— Requirements —
Give back the full listing, character for character, with no pictures.

— Source material —
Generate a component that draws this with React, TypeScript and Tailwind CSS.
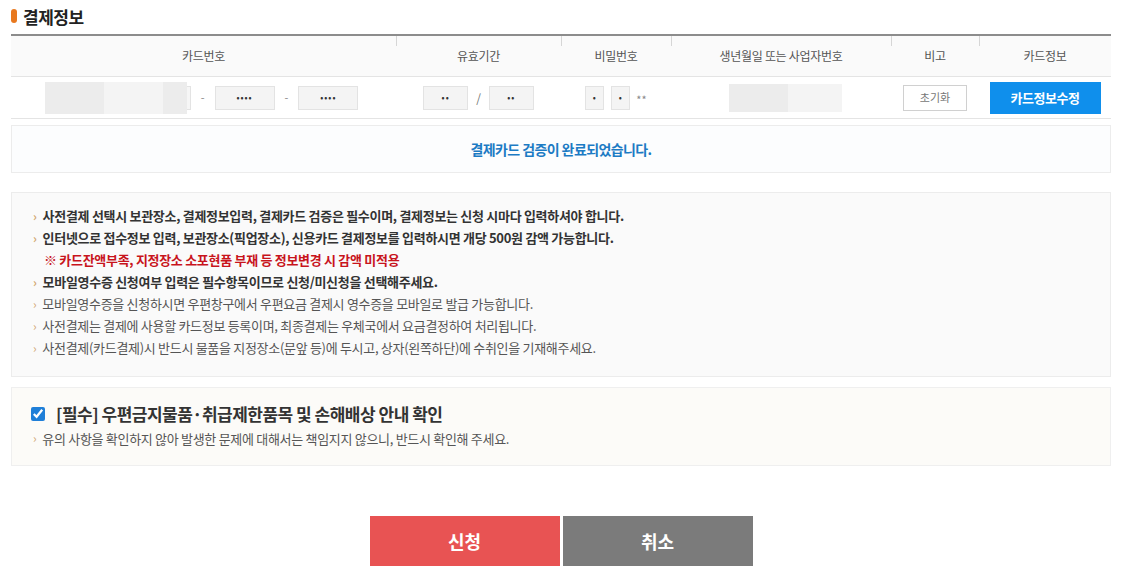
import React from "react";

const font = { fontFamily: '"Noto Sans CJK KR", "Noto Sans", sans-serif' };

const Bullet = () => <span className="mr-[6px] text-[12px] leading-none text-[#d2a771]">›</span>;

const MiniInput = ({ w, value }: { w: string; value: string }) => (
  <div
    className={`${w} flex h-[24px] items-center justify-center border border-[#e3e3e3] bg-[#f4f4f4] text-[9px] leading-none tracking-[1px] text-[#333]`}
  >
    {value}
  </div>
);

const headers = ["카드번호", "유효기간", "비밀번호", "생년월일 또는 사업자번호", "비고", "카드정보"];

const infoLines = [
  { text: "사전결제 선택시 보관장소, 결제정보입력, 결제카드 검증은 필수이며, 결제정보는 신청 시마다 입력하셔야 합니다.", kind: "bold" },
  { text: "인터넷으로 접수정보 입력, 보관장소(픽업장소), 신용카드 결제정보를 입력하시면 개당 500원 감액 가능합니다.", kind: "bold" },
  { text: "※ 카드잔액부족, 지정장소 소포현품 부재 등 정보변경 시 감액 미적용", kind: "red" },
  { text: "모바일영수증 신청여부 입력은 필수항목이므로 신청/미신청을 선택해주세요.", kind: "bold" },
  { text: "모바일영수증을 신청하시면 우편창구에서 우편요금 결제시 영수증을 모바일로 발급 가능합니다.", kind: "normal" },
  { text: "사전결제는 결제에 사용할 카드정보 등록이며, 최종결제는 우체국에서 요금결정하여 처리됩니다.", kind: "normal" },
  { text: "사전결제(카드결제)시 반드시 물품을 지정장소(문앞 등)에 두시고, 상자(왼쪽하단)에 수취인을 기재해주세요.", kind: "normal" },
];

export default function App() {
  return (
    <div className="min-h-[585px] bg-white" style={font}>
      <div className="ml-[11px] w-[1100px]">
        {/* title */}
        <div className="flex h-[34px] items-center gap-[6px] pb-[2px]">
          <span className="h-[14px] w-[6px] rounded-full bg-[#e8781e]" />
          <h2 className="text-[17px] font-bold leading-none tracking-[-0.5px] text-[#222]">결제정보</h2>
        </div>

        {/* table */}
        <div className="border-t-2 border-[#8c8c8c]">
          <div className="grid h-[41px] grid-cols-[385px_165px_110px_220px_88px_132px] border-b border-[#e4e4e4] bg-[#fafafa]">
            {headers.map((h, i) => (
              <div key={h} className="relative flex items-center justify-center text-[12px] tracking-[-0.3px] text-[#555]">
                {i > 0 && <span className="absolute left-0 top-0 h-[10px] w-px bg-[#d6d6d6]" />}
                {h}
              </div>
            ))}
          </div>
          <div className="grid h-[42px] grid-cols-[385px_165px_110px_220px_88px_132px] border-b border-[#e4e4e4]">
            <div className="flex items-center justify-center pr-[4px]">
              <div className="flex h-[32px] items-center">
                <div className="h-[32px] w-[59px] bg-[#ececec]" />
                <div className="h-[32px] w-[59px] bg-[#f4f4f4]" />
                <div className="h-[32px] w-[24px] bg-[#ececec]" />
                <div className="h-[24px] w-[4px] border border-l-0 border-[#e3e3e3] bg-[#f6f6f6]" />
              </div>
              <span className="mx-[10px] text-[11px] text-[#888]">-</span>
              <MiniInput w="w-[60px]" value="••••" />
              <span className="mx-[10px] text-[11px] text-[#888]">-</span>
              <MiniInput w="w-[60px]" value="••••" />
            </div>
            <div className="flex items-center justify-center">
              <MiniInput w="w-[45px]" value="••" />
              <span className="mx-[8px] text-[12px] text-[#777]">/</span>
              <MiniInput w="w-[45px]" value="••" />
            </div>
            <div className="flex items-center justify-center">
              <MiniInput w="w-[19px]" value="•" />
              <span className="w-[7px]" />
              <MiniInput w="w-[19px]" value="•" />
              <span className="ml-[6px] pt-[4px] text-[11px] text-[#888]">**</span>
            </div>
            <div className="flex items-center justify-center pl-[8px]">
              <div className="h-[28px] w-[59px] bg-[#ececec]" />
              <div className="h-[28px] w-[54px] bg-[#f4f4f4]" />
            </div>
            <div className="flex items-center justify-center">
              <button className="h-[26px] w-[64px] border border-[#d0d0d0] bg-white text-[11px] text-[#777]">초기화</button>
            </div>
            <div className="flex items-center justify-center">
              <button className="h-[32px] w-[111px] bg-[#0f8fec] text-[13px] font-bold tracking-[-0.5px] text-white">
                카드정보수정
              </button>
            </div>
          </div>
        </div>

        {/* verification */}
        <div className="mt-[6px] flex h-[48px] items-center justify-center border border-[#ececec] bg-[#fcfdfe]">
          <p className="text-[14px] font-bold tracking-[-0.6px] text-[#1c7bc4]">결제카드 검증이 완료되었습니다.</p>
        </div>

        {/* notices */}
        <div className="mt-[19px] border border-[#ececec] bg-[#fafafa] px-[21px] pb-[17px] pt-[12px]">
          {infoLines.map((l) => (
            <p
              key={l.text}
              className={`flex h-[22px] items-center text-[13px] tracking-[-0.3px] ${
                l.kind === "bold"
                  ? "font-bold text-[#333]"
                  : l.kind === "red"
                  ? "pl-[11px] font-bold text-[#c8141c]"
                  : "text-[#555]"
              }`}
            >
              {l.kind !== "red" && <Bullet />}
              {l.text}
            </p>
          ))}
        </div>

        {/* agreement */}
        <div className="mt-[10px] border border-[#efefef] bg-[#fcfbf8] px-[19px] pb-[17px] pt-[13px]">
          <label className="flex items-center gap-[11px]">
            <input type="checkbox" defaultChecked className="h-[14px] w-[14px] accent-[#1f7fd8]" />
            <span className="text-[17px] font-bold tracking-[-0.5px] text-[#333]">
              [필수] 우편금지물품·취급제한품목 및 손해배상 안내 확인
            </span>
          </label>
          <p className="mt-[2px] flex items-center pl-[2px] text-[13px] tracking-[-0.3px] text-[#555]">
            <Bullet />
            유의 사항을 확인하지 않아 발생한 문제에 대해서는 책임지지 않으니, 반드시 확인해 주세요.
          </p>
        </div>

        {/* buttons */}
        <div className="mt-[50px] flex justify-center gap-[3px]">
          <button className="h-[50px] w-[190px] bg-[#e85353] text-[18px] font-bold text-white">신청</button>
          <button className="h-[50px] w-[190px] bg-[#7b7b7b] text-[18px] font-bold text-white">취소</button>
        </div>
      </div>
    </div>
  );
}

— Response for this exercise —
Generate a component that draws this with React, TypeScript and Tailwind CSS.
import React from "react";

const font = { fontFamily: '"Noto Sans CJK KR", "Noto Sans", sans-serif' };

const Bullet = () => <span className="mr-[6px] text-[12px] leading-none text-[#d2a771]">›</span>;

const MiniInput = ({ w, value }: { w: string; value: string }) => (
  <div
    className={`${w} flex h-[24px] items-center justify-center border border-[#e3e3e3] bg-[#f4f4f4] text-[9px] leading-none tracking-[1px] text-[#333]`}
  >
    {value}
  </div>
);

const headers = ["카드번호", "유효기간", "비밀번호", "생년월일 또는 사업자번호", "비고", "카드정보"];

const infoLines = [
  { text: "사전결제 선택시 보관장소, 결제정보입력, 결제카드 검증은 필수이며, 결제정보는 신청 시마다 입력하셔야 합니다.", kind: "bold" },
  { text: "인터넷으로 접수정보 입력, 보관장소(픽업장소), 신용카드 결제정보를 입력하시면 개당 500원 감액 가능합니다.", kind: "bold" },
  { text: "※ 카드잔액부족, 지정장소 소포현품 부재 등 정보변경 시 감액 미적용", kind: "red" },
  { text: "모바일영수증 신청여부 입력은 필수항목이므로 신청/미신청을 선택해주세요.", kind: "bold" },
  { text: "모바일영수증을 신청하시면 우편창구에서 우편요금 결제시 영수증을 모바일로 발급 가능합니다.", kind: "normal" },
  { text: "사전결제는 결제에 사용할 카드정보 등록이며, 최종결제는 우체국에서 요금결정하여 처리됩니다.", kind: "normal" },
  { text: "사전결제(카드결제)시 반드시 물품을 지정장소(문앞 등)에 두시고, 상자(왼쪽하단)에 수취인을 기재해주세요.", kind: "normal" },
];

export default function App() {
  return (
    <div className="min-h-[585px] bg-white" style={font}>
      <div className="ml-[11px] w-[1100px]">
        {/* title */}
        <div className="flex h-[34px] items-center gap-[6px] pb-[2px]">
          <span className="h-[14px] w-[6px] rounded-full bg-[#e8781e]" />
          <h2 className="text-[17px] font-bold leading-none tracking-[-0.5px] text-[#222]">결제정보</h2>
        </div>

        {/* table */}
        <div className="border-t-2 border-[#8c8c8c]">
          <div className="grid h-[41px] grid-cols-[385px_165px_110px_220px_88px_132px] border-b border-[#e4e4e4] bg-[#fafafa]">
            {headers.map((h, i) => (
              <div key={h} className="relative flex items-center justify-center text-[12px] tracking-[-0.3px] text-[#555]">
                {i > 0 && <span className="absolute left-0 top-0 h-[10px] w-px bg-[#d6d6d6]" />}
                {h}
              </div>
            ))}
          </div>
          <div className="grid h-[42px] grid-cols-[385px_165px_110px_220px_88px_132px] border-b border-[#e4e4e4]">
            <div className="flex items-center justify-center pr-[4px]">
              <div className="flex h-[32px] items-center">
                <div className="h-[32px] w-[59px] bg-[#ececec]" />
                <div className="h-[32px] w-[59px] bg-[#f4f4f4]" />
                <div className="h-[32px] w-[24px] bg-[#ececec]" />
                <div className="h-[24px] w-[4px] border border-l-0 border-[#e3e3e3] bg-[#f6f6f6]" />
              </div>
              <span className="mx-[10px] text-[11px] text-[#888]">-</span>
              <MiniInput w="w-[60px]" value="••••" />
              <span className="mx-[10px] text-[11px] text-[#888]">-</span>
              <MiniInput w="w-[60px]" value="••••" />
            </div>
            <div className="flex items-center justify-center">
              <MiniInput w="w-[45px]" value="••" />
              <span className="mx-[8px] text-[12px] text-[#777]">/</span>
              <MiniInput w="w-[45px]" value="••" />
            </div>
            <div className="flex items-center justify-center">
              <MiniInput w="w-[19px]" value="•" />
              <span className="w-[7px]" />
              <MiniInput w="w-[19px]" value="•" />
              <span className="ml-[6px] pt-[4px] text-[11px] text-[#888]">**</span>
            </div>
            <div className="flex items-center justify-center pl-[8px]">
              <div className="h-[28px] w-[59px] bg-[#ececec]" />
              <div className="h-[28px] w-[54px] bg-[#f4f4f4]" />
            </div>
            <div className="flex items-center justify-center">
              <button className="h-[26px] w-[64px] border border-[#d0d0d0] bg-white text-[11px] text-[#777]">초기화</button>
            </div>
            <div className="flex items-center justify-center">
              <button className="h-[32px] w-[111px] bg-[#0f8fec] text-[13px] font-bold tracking-[-0.5px] text-white">
                카드정보수정
              </button>
            </div>
          </div>
        </div>

        {/* verification */}
        <div className="mt-[6px] flex h-[48px] items-center justify-center border border-[#ececec] bg-[#fcfdfe]">
          <p className="text-[14px] font-bold tracking-[-0.6px] text-[#1c7bc4]">결제카드 검증이 완료되었습니다.</p>
        </div>

        {/* notices */}
        <div className="mt-[19px] border border-[#ececec] bg-[#fafafa] px-[21px] pb-[17px] pt-[12px]">
          {infoLines.map((l) => (
            <p
              key={l.text}
              className={`flex h-[22px] items-center text-[13px] tracking-[-0.3px] ${
                l.kind === "bold"
                  ? "font-bold text-[#333]"
                  : l.kind === "red"
                  ? "pl-[11px] font-bold text-[#c8141c]"
                  : "text-[#555]"
              }`}
            >
              {l.kind !== "red" && <Bullet />}
              {l.text}
            </p>
          ))}
        </div>

        {/* agreement */}
        <div className="mt-[10px] border border-[#efefef] bg-[#fcfbf8] px-[19px] pb-[17px] pt-[13px]">
          <label className="flex items-center gap-[11px]">
            <input type="checkbox" defaultChecked className="h-[14px] w-[14px] accent-[#1f7fd8]" />
            <span className="text-[17px] font-bold tracking-[-0.5px] text-[#333]">
              [필수] 우편금지물품·취급제한품목 및 손해배상 안내 확인
            </span>
          </label>
          <p className="mt-[2px] flex items-center pl-[2px] text-[13px] tracking-[-0.3px] text-[#555]">
            <Bullet />
            유의 사항을 확인하지 않아 발생한 문제에 대해서는 책임지지 않으니, 반드시 확인해 주세요.
          </p>
        </div>

        {/* buttons */}
        <div className="mt-[50px] flex justify-center gap-[3px]">
          <button className="h-[50px] w-[190px] bg-[#e85353] text-[18px] font-bold text-white">신청</button>
          <button className="h-[50px] w-[190px] bg-[#7b7b7b] text-[18px] font-bold text-white">취소</button>
        </div>
      </div>
    </div>
  );
}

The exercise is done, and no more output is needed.